- _Available data_:
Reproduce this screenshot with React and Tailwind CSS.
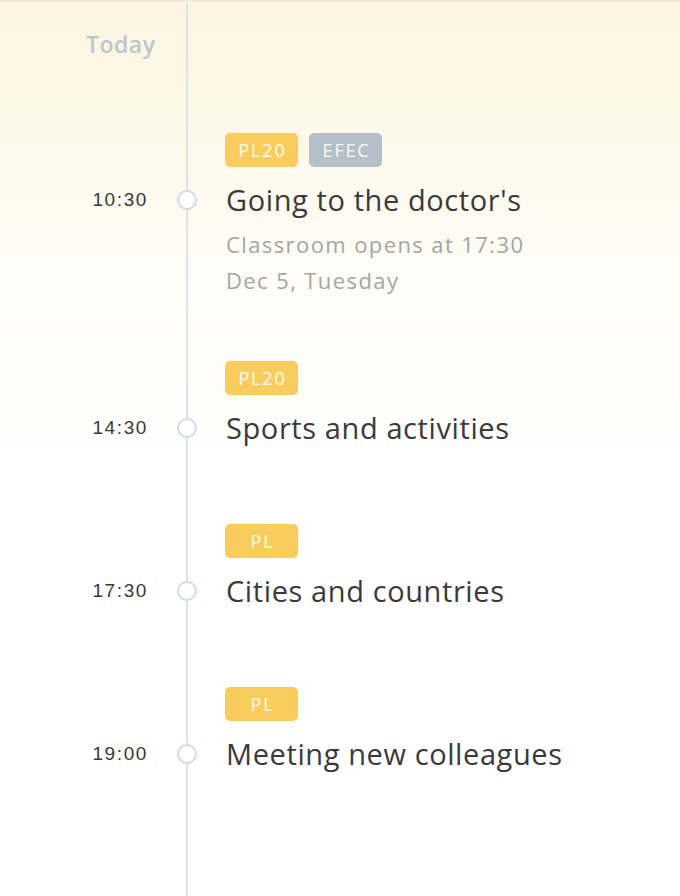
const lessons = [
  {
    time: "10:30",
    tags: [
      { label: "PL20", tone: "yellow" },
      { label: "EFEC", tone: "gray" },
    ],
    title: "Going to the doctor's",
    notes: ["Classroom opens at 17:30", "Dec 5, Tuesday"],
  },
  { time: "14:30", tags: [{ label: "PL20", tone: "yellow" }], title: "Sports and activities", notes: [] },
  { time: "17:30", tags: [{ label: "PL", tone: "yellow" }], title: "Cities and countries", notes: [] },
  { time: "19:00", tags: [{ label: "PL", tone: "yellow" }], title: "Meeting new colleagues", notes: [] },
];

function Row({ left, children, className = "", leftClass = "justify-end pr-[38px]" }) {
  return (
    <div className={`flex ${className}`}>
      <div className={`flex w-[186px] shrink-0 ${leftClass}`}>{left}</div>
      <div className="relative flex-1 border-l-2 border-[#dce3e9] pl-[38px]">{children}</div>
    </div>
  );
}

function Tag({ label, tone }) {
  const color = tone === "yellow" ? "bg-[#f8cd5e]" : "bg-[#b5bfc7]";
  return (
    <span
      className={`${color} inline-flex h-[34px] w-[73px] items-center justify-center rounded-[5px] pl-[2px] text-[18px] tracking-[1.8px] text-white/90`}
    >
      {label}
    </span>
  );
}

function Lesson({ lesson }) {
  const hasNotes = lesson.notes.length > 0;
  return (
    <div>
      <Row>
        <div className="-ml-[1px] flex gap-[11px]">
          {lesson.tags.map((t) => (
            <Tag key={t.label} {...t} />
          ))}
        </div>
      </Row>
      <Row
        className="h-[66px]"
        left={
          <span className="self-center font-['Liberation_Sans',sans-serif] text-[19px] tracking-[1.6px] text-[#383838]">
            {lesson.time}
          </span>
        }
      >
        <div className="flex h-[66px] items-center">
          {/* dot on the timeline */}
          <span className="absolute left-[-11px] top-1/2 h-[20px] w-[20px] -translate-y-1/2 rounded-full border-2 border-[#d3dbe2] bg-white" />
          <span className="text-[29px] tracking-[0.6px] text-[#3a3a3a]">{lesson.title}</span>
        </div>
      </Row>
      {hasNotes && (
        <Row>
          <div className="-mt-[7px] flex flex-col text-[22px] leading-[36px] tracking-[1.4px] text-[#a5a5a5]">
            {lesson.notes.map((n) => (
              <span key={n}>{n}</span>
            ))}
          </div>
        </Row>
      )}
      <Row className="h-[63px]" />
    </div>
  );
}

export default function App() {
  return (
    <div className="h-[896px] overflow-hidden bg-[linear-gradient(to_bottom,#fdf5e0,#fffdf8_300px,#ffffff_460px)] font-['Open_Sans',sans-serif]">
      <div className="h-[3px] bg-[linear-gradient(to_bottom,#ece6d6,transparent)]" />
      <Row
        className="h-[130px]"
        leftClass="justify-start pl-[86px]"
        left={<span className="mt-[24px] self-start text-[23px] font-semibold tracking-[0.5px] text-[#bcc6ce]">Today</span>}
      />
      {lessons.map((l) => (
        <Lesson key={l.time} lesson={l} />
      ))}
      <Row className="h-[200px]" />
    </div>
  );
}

- _Problem details_: Skip every picture and transcribe the data above exactly.

- _Result_:
Reproduce this screenshot with React and Tailwind CSS.
const lessons = [
  {
    time: "10:30",
    tags: [
      { label: "PL20", tone: "yellow" },
      { label: "EFEC", tone: "gray" },
    ],
    title: "Going to the doctor's",
    notes: ["Classroom opens at 17:30", "Dec 5, Tuesday"],
  },
  { time: "14:30", tags: [{ label: "PL20", tone: "yellow" }], title: "Sports and activities", notes: [] },
  { time: "17:30", tags: [{ label: "PL", tone: "yellow" }], title: "Cities and countries", notes: [] },
  { time: "19:00", tags: [{ label: "PL", tone: "yellow" }], title: "Meeting new colleagues", notes: [] },
];

function Row({ left, children, className = "", leftClass = "justify-end pr-[38px]" }) {
  return (
    <div className={`flex ${className}`}>
      <div className={`flex w-[186px] shrink-0 ${leftClass}`}>{left}</div>
      <div className="relative flex-1 border-l-2 border-[#dce3e9] pl-[38px]">{children}</div>
    </div>
  );
}

function Tag({ label, tone }) {
  const color = tone === "yellow" ? "bg-[#f8cd5e]" : "bg-[#b5bfc7]";
  return (
    <span
      className={`${color} inline-flex h-[34px] w-[73px] items-center justify-center rounded-[5px] pl-[2px] text-[18px] tracking-[1.8px] text-white/90`}
    >
      {label}
    </span>
  );
}

function Lesson({ lesson }) {
  const hasNotes = lesson.notes.length > 0;
  return (
    <div>
      <Row>
        <div className="-ml-[1px] flex gap-[11px]">
          {lesson.tags.map((t) => (
            <Tag key={t.label} {...t} />
          ))}
        </div>
      </Row>
      <Row
        className="h-[66px]"
        left={
          <span className="self-center font-['Liberation_Sans',sans-serif] text-[19px] tracking-[1.6px] text-[#383838]">
            {lesson.time}
          </span>
        }
      >
        <div className="flex h-[66px] items-center">
          {/* dot on the timeline */}
          <span className="absolute left-[-11px] top-1/2 h-[20px] w-[20px] -translate-y-1/2 rounded-full border-2 border-[#d3dbe2] bg-white" />
          <span className="text-[29px] tracking-[0.6px] text-[#3a3a3a]">{lesson.title}</span>
        </div>
      </Row>
      {hasNotes && (
        <Row>
          <div className="-mt-[7px] flex flex-col text-[22px] leading-[36px] tracking-[1.4px] text-[#a5a5a5]">
            {lesson.notes.map((n) => (
              <span key={n}>{n}</span>
            ))}
          </div>
        </Row>
      )}
      <Row className="h-[63px]" />
    </div>
  );
}

export default function App() {
  return (
    <div className="h-[896px] overflow-hidden bg-[linear-gradient(to_bottom,#fdf5e0,#fffdf8_300px,#ffffff_460px)] font-['Open_Sans',sans-serif]">
      <div className="h-[3px] bg-[linear-gradient(to_bottom,#ece6d6,transparent)]" />
      <Row
        className="h-[130px]"
        leftClass="justify-start pl-[86px]"
        left={<span className="mt-[24px] self-start text-[23px] font-semibold tracking-[0.5px] text-[#bcc6ce]">Today</span>}
      />
      {lessons.map((l) => (
        <Lesson key={l.time} lesson={l} />
      ))}
      <Row className="h-[200px]" />
    </div>
  );
}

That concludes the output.